George Brown College alumni and students were involved in the construction of Limberlost Place, which is one of the few high-profile and women-led architectural and construction projects in Toronto.
George Brown College’s Director of Design and Construction and the Limberlost Place Project Director Nerys Rau said the construction team took the unusual step of sharing their process to provide a learning experience for colleagues and direct competitors, including other architectural firms, contractors, construction companies, designers, and engineers from across Canada and around the world. The college also hosted many municipal, provincial and federal politicians eager to get a look at the project.
“George Brown wanted this to showcase mass timber as a tool to fight climate change. We can very genuinely say we did open it up to industry and showed industry what could be achieved,” Rau said.
George Brown, MTA and PCL hosted approximately 300 site tours throughout the construction process to ensure others could use Limberlost Place learnings in their sustainable projects.
Other Limberlost Place partners, including Vancouver-based structural engineering firm Fast + Epp, shared their expertise. Fast + Epp designed a composite floor slab band system – a new technology in large-span mass-timber construction that is open sourced so others can learn from it.
Generous college donors, including Jack Cockwell and the Brookfield Partners Foundation and several others, shared their resources to transform a parking lot at 185 Queens Quay E. into an architectural marvel, innovative learning environment and gem of Toronto’s waterfront.
Rau said this venture presented many potential risks – financial and institutional – but its success showcases how the post-secondary education sector can spur advancements in sustainable planning and construction.
“It says a lot for George Brown as an institution to be willing to take on such an innovative building. The status quo is always the easy way to go, but it’s not what we should be doing for the future,” she said. “You don’t get the opportunity to construct a new building very often. When you have the opportunity, you should build something for the future.”
At substantial performance, Limberlost Place is already five years ahead by reaching Tier 4 of the Toronto Green Standard, hitting 2030 targets as the city aims to transition to net zero emissions. Limberlost Place also spurred changes to the provincial building code. The Ontario government plans to amend the code to allow encapsulated mass timber construction up to 18 storeys.
Phil Silverstein, Limberlost Place project manager and principal at MTA, said this project was the first in his firm’s history to take sustainability, regenerative design and low carbon design to levels MTA had always wanted to reach but had never had the opportunity.

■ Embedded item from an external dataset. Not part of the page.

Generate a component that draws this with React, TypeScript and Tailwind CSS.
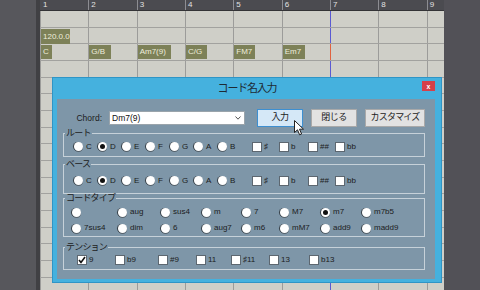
import React from 'react';

const bars = [1, 2, 3, 4, 5, 6, 7, 8, 9];
const chords: Record<number, { label: string; w: string }> = {
    0: { label: 'C', w: 'w-[11px]' },
    1: { label: 'G/B', w: 'w-[22px]' },
    2: { label: 'Am7(9)', w: 'w-[33px]' },
    3: { label: 'C/G', w: 'w-[21px]' },
    4: { label: 'FM7', w: 'w-[21px]' },
    5: { label: 'Em7', w: 'w-[22px]' },
};

const roots = ['C', 'D', 'E', 'F', 'G', 'A', 'B'];
const accidentals = [
    { label: '♯', w: 'w-[27px]' },
    { label: 'b', w: 'w-[29px]' },
    { label: '##', w: 'w-[27px]' },
    { label: 'bb', w: '' },
];
const chordTypes = ['', 'aug', 'sus4', 'm', '7', 'M7', 'm7', 'm7b5', '7sus4', 'dim', '6', 'aug7', 'm6', 'mM7', 'add9', 'madd9'];
const tensions = [
    { label: '9', w: 'w-[38px]', on: true },
    { label: 'b9', w: 'w-[43px]' },
    { label: '#9', w: 'w-[38px]' },
    { label: '11', w: 'w-[35px]' },
    { label: '♯11', w: 'w-[38px]' },
    { label: '13', w: 'w-[40px]' },
    { label: 'b13', w: '' },
];

function cellBorder(i: number, playhead = 'border-[#5a5ad2]') {
    return i === 6 ? playhead : 'border-[#9c9c9a]';
}

function Radio({ label, on }: { label: string; on?: boolean }) {
    return (
        <div className="flex items-center gap-[3px]">
            <div className="w-[9px] h-[9px] rounded-full bg-white shadow-[-1px_0_0_#3a444c,0_1px_0_#56626c] flex items-center justify-center shrink-0">
                {on && <div className="w-[5px] h-[5px] rounded-full bg-[#111]" />}
            </div>
            {label && <span className="text-[8px] leading-[10px] text-[#1c1c1c]">{label}</span>}
        </div>
    );
}

function Check({ label, on }: { label: string; on?: boolean }) {
    return (
        <div className="flex items-center gap-[2px]">
            <div className="w-[10px] h-[10px] bg-white border border-[#5d6770] flex items-center justify-center shrink-0">
                {on && (
                    <svg width="8" height="8" viewBox="0 0 8 8">
                        <path d="M1 4 L3 6.5 L7 1" fill="none" stroke="#111" strokeWidth="1.6" />
                    </svg>
                )}
            </div>
            <span className="text-[8px] leading-[10px] text-[#1c1c1c]">{label}</span>
        </div>
    );
}

function Group({ title, className, children }: { title: string; className: string; children: React.ReactNode }) {
    return (
        <fieldset className={`ml-[6px] w-[362px] border border-[#c6d1d9] ${className}`}>
            <legend className="ml-[1px] px-[1px] text-[9px] leading-[8px] tracking-[-0.8px] text-[#1c1c1c]">{title}</legend>
            {children}
        </fieldset>
    );
}

export default function App() {
    return (
        <div className="w-[480px] h-[290px] flex overflow-hidden relative font-['Liberation_Sans','Noto_Sans_CJK_JP',sans-serif]">
            <div className="w-[36px] bg-[#57575c] shrink-0" />
            <div className="w-[4px] bg-[#404044] shrink-0" />

            {/* Track area */}
            <div className="w-[404px] shrink-0 flex flex-col overflow-hidden bg-[#cfcfc8]">
                <div className="h-[5px] bg-[#3a3a3e]" />
                <div className="h-[11px] flex bg-[#4b4b50] border-b border-[#333336]">
                    {bars.map((b, i) => (
                        <div key={b} className={`w-[48.33px] shrink-0 border-l ${i === 0 ? 'border-transparent' : 'border-[#8d8d92]'} pl-[2px] text-[8px] leading-[10px] text-[#e2e2e2]`}>
                            {b}
                        </div>
                    ))}
                </div>
                {Array.from({ length: 17 }).map((_, r) => (
                    <div key={r} className="h-[16.67px] shrink-0 flex border-b border-[#a2a29f]">
                        {bars.map((b, i) => (
                            <div key={b} className={`w-[48.33px] shrink-0 border-l ${r === 2 ? cellBorder(i, 'border-[#e0623f]') : cellBorder(i)}`}>
                                {r === 1 && i === 0 && (
                                    <div className="w-[29px] h-[15px] mt-[1px] bg-[#7d8158] text-[8px] leading-[15px] text-[#eeeedd] pl-[2px]">120.0.0</div>
                                )}
                                {r === 2 && chords[i] && (
                                    <div className={`${chords[i].w} h-[14px] mt-[1px] bg-[#7d8158] text-[8px] leading-[14px] text-[#eeeedd] pl-[2px] whitespace-nowrap`}>
                                        {chords[i].label}
                                    </div>
                                )}
                            </div>
                        ))}
                    </div>
                ))}
            </div>

            <div className="flex-1 bg-[#525157]" />

            {/* Dialog */}
            <div className="absolute left-[52px] top-[77px] w-[390px] h-[206px] bg-[#45b1de] border border-[#2f95c6] flex flex-col">
                <div className="h-[21px] shrink-0 relative flex items-center justify-center">
                    <span className="text-[11px] tracking-[-1.2px] text-[#1e2a33]">コード名入力</span>
                    <div className="absolute right-[6px] top-[3px] w-[13px] h-[10px] bg-[#d6404a] flex items-center justify-center text-[7px] leading-[7px] font-bold text-white">x</div>
                </div>
                <div className="flex-1 ml-[4px] mr-[6px] mb-[3px] bg-[#7e96a8] flex flex-col">
                    <div className="mt-[10px] h-[18px] flex items-center">
                        <span className="w-[45px] text-right text-[8.5px] text-[#1c1c1c]">Chord:</span>
                        <div className="ml-[7px] w-[136px] h-[14px] bg-white border border-[#9aa4ab] flex items-center justify-between pl-[2px] pr-[3px]">
                            <span className="text-[8.5px] text-[#111]">Dm7(9)</span>
                            <svg width="6" height="4" viewBox="0 0 6 4">
                                <path d="M0.5 0.5 L3 3.2 L5.5 0.5" fill="none" stroke="#555" strokeWidth="1" />
                            </svg>
                        </div>
                        <button className="ml-[12px] w-[46px] h-[18px] bg-[#d5e8f7] border border-[#3d8fd1] text-[9px] tracking-[-0.5px] text-[#1c1c1c]">入力</button>
                        <button className="ml-[8px] w-[46px] h-[18px] bg-[#e2e2e2] border border-[#a9a9a9] text-[9px] tracking-[-0.5px] text-[#1c1c1c]">閉じる</button>
                        <button className="ml-[8px] w-[60px] h-[18px] bg-[#e2e2e2] border border-[#a9a9a9] text-[9px] tracking-[-0.8px] text-[#1c1c1c]">カスタマイズ</button>
                    </div>

                    <Group title="ルート" className="mt-[2px]">
                        <div className="h-[19px] flex items-center pl-[10px]">
                            {roots.map(r => (
                                <div key={r} className="w-[24px] shrink-0"><Radio label={r} on={r === 'D'} /></div>
                            ))}
                            <div className="ml-[10px] flex">
                                {accidentals.map(a => (
                                    <div key={a.label} className={`${a.w} shrink-0`}><Check label={a.label} /></div>
                                ))}
                            </div>
                        </div>
                    </Group>

                    <Group title="ベース" className="mt-[3px]">
                        <div className="h-[25px] flex items-center pl-[10px]">
                            {roots.map(r => (
                                <div key={r} className="w-[24px] shrink-0"><Radio label={r} on={r === 'D'} /></div>
                            ))}
                            <div className="ml-[10px] flex">
                                {accidentals.map(a => (
                                    <div key={a.label} className={`${a.w} shrink-0`}><Check label={a.label} /></div>
                                ))}
                            </div>
                        </div>
                    </Group>

                    <Group title="コードタイプ" className="mt-0">
                        <div className="h-[34px] pt-[4px] pl-[8px] grid grid-cols-[46px_43px_41px_40px_38px_41px_41px_auto] gap-y-[4px] content-start">
                            {chordTypes.map((t, i) => (
                                <div key={i} className="h-[12px] flex items-center"><Radio label={t} on={t === 'm7'} /></div>
                            ))}
                        </div>
                    </Group>

                    <Group title="テンション" className="mt-[6px]">
                        <div className="h-[18px] flex items-center pl-[13px]">
                            {tensions.map(t => (
                                <div key={t.label} className={`${t.w} shrink-0`}><Check label={t.label} on={t.on} /></div>
                            ))}
                        </div>
                    </Group>
                </div>
            </div>

            {/* Mouse cursor */}
            <svg className="absolute left-[294px] top-[120px]" width="11" height="16" viewBox="0 0 11 16">
                <path d="M0.5 0.5 L0.5 12.5 L3.5 9.8 L5.6 14.8 L7.6 14 L5.5 9.2 L9.5 9.2 Z" fill="#fff" stroke="#222" strokeWidth="1" />
            </svg>
        </div>
    );
}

“This is the unicorn project we are always trying to chase,” Silverstein said.
“What the Limberlost Place project did, is it really changed the way we practice and the way we think about architecture and design.”
With Limberlost Place, MTA considered life cycle analysis and embodied carbon (calculating the amount of fossil fuels burned to manufacture, ship and install building materials) in its design – factors it didn’t consider before 2017 when MTA and Acton Ostry were chosen as the design team. Those calculations are now part of the firm’s practice.
“The great thing about trees is they store carbon,” Silverstein said. “When you take that into account, you actually have a negative carbon impact because you’re storing so much carbon in the tree and locking it into the building.”
While PCL is skilled in mass timber, Lead Superintendent Mike Love said building Limberlost Place included many firsts for his team. They included installing the three-storey glulam (glue-laminated) timber columns, considered among the largest in North America, and installing a roof pitched at 37 degrees on a wood structure.
“There were a lot of technical components that just hadn’t been done before, but through thorough planning, we were able to work through them, and it has definitely changed the game for construction,” Love explained.
Despite the incredible innovations and giant strides in sustainability, for MTA’s Phil Silverstein, his favourite part of the project is the building’s sheer beauty.
“It offers an unparalleled experience. I think students are going to flock to it,” he said. “It’s a stunning piece of architecture.”
For PCL’s Mike Love, his favourite aspects of the building are the stories of creating different elements of the structure.
“There’s so much history there of what went into the learning landscape, a feature stair or breathing room. There are so many stories to tell about each area, and that’s pretty special,” he said.
George Brown’s Rau, who shepherded the project to completion, said Limberlost is “so much more than a building,” and it represents what the college stands for.
“We can outline what we we’re trying to accomplish with the building, and we have the ability to tie it back to George Brown’s strategy and talk about that why,” she said.
“Substantial performance is an incredible milestone. It’s also a little bittersweet because, on projects like this, you form such a bond with the team. We got along amazingly, and we were all working toward the same goals and there was this added element of pride in the building.”